Un discorso vagamente idealistico, posato ai limiti del pedestre, metaforicamente neutro. Lessico povero ai limiti dell’ascesi: che vuole trascinare senza virtuosismi, persuadere senza incantare. Soprattutto, preoccupandosi di soddisfare l’imperativo principale: quello dell’unità del partito. Sapendo di essere fino a ieri parte di una minoranza ex-perenne inspiegabilmente trasmutata in maggioranza nello spazio di tre mesi, sapendo che la propria elezione promette una ridda di reazioni tutt’altro che favorevoli da parte dell’establishment del partito, la sua prima preoccupazione è stata l’invito a stare uniti. La sfilza di umili ringraziamenti ai limiti del tedio a tutti, avversari compresi, andava proprio in questa direzione. Che non hanno mancato di toccare i cuori di Burnham, Cooper e Kendall, ai quali è stata tesa la mano dell’ecumenismo nel nome di una vittoria alle politiche del 2020 improvvisamente meno chimerica per tutti. Ripetendo, sì, «passione» e «appassionato» in quasi ogni frase. Ma anche usando frequentemente la parola «movimento», ormai bandita da qualunque abbecedario neolaburista. Parlando di pace, di uguaglianza, di ambiente e di tante altre cose «sconfitte dalla storia». E improvvisamente, complice forse un’improvvisa solidarietà nel nome delle recenti batoste subite, per un attimo molti sorrisi da circostanza si sono fatti sinceri.

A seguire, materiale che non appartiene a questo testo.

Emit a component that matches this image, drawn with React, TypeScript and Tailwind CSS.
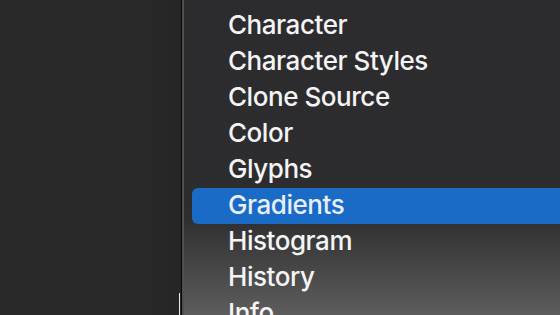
const items = [
  "Character",
  "Character Styles",
  "Clone Source",
  "Color",
  "Glyphs",
  "Gradients",
  "Histogram",
  "History",
  "Info",
]

const selected = "Gradients"

export default function App() {
  return (
    <div className="flex h-[315px] w-[560px] overflow-hidden bg-[#272727] font-['Inter',sans-serif]">
      <div className="relative h-full w-[181px] shrink-0 bg-[linear-gradient(90deg,#282828_0px,#282828_150px,#262626_181px)]">
        <div className="absolute bottom-0 right-[1px] h-[22px] w-[1px] bg-[#e8e8e8]" />
      </div>
      <div className="h-full w-[1px] shrink-0 bg-[#080808]" />
      <div className="h-full w-[2px] shrink-0 bg-[#505052]" />
      <div className="flex h-full flex-1 flex-col bg-[linear-gradient(180deg,#2c2c2e_0px,#2d2d2f_215px,#5d5d5d_315px)] pl-2 pt-2">
        {items.map((item) => {
          const active = item === selected
          return (
            <div
              key={item}
              className={
                active
                  ? "flex h-9 shrink-0 items-center rounded-l-[6px] bg-[#1a6bc6] pb-[3px] pl-[36px] text-[26px] font-medium leading-[36px] tracking-[-0.45px] text-[#e6eef9]"
                  : "flex h-9 shrink-0 items-center pb-[3px] pl-[36px] text-[26px] font-medium leading-[36px] tracking-[-0.45px] text-[#f4f4f4]"
              }
            >
              {item}
            </div>
          )
        })}
      </div>
    </div>
  )
}
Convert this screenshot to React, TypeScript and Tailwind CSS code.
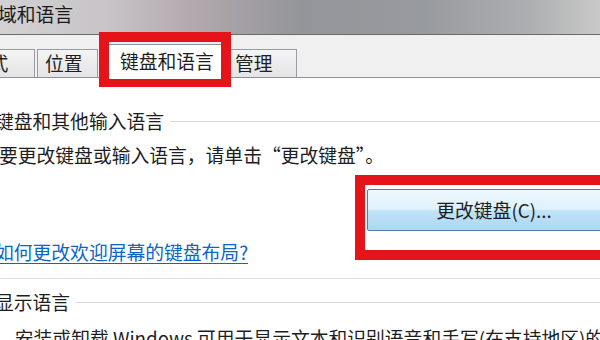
import React from "react";

const FONT = { fontFamily: '"Noto Sans CJK SC", "Noto Sans", sans-serif' };

export default function App() {
  return (
    <div
      className="relative w-[600px] h-[340px] overflow-hidden bg-white text-[18.8px] text-[#1e1e1e]"
      style={FONT}
    >
      {/* title bar */}
      <div className="h-[35px] border-b border-[#6a6a6a] bg-[linear-gradient(90deg,#d2d1d3_0%,#c8c4c7_18%,#b2a9ae_32%,#94959a_50%,#979a9e_70%,#adaeb0_88%,#c9c9c9_100%)] flex items-start">
        <span className="-ml-[2px] leading-[27px] text-[#1a1a1a]">域和语言</span>
      </div>

      {/* tab strip */}
      <div className="h-[43px] bg-[#f0f0f0] border-b border-[#8e9096] flex items-end">
        <div className="-ml-[37px] w-[72px] h-[28px] border border-b-0 border-[#9a9ca2] bg-[linear-gradient(180deg,#f4f4f4,#e4e4e4)] flex items-center justify-center leading-none">
          式
        </div>
        <div className="ml-[2px] w-[61px] h-[28px] border border-b-0 border-[#9a9ca2] bg-[linear-gradient(180deg,#f4f4f4,#e4e4e4)] flex items-center pl-[7px] leading-none">
          位置
        </div>
        <div className="relative z-10 ml-[2px] -mb-px w-[129px] h-[34px] border border-b-0 border-[#8e9096] bg-white flex items-center pl-[19px] leading-none">
          键盘和语言
        </div>
        <div className="w-[68px] h-[28px] border border-b-0 border-[#9a9ca2] bg-[linear-gradient(180deg,#f4f4f4,#e4e4e4)] flex items-center pl-[5px] leading-none">
          管理
        </div>
      </div>

      {/* panel content */}
      <div className="flex flex-col pt-[32px]">
        <div className="h-[22px] flex items-center">
          <span className="-ml-[5px] leading-none whitespace-nowrap">键盘和其他输入语言</span>
          <div className="flex-1 h-px bg-[#d5dde3] ml-[6px]" />
        </div>
        <div className="mt-[12px] h-[22px] flex items-center">
          <span className="-ml-[1px] leading-none whitespace-nowrap">
            要更改键盘或输入语言，请单击“更改键盘”。
          </span>
        </div>
        <div className="mt-[23px] ml-[367px] w-[254px] h-[42px] shrink-0 border border-[#4f7fa6] rounded-[2px] bg-[linear-gradient(180deg,#eef8fe_0%,#dff1fc_48%,#c0e3f8_52%,#acd7f2_100%)] flex items-center justify-center leading-none">
          更改键盘(C)...
        </div>
        <div className="mt-[10px] h-[22px] flex items-center">
          <span className="-ml-[5px] leading-none whitespace-nowrap text-[#0a66c8] underline underline-offset-[3px]">
            如何更改欢迎屏幕的键盘布局?
          </span>
        </div>
        <div className="mt-[15px] h-px bg-[#dedede]" />
        <div className="mt-[12px] h-[22px] flex items-center">
          <span className="-ml-[5px] leading-none whitespace-nowrap">显示语言</span>
          <div className="flex-1 h-px bg-[#d5dde3] ml-[6px]" />
        </div>
        <div className="mt-[14px] h-[22px] flex items-center">
          <span className="-ml-[4px] leading-none whitespace-nowrap">
            ，安装或卸载 Windows 可用于显示文本和识别语音和手写(在支持地区)的语言。
          </span>
        </div>
      </div>

      {/* red annotation boxes */}
      <div className="absolute left-[99px] top-[32px] w-[132px] h-[55px] border-[10px] border-b-[8px] border-[#e5141b] pointer-events-none z-20" />
      <div className="absolute left-[355px] top-[175px] w-[270px] h-[85px] border-[10px] border-[#e5141b] pointer-events-none z-20" />
    </div>
  );
}
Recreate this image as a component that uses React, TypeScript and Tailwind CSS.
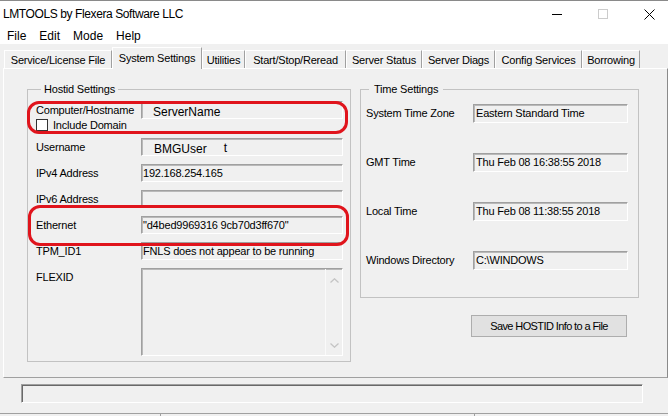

Non avrà vita facile quest’alieno che i media di regime, come alcuni stessi compagni di partito, sono soliti descrivere come la tribute band di un trotzkismo anni Ottanta: il ministro ombra della sanità, Jamie Reed, annunciava quasi contemporaneamente le sue dimissioni. La componente parlamentare del partito gli è per il 90% ostile. Ma i numeri di Corbyn non si discutono: sedicimila volontari nella sua campagna, un’enorme partecipazione giovanile considerata «perduta», più di 500.000 fra iscritti o affiliati. Numeri – e idee — che in questo momento parlano di più e meglio di un buon comunicatore qualsiasi.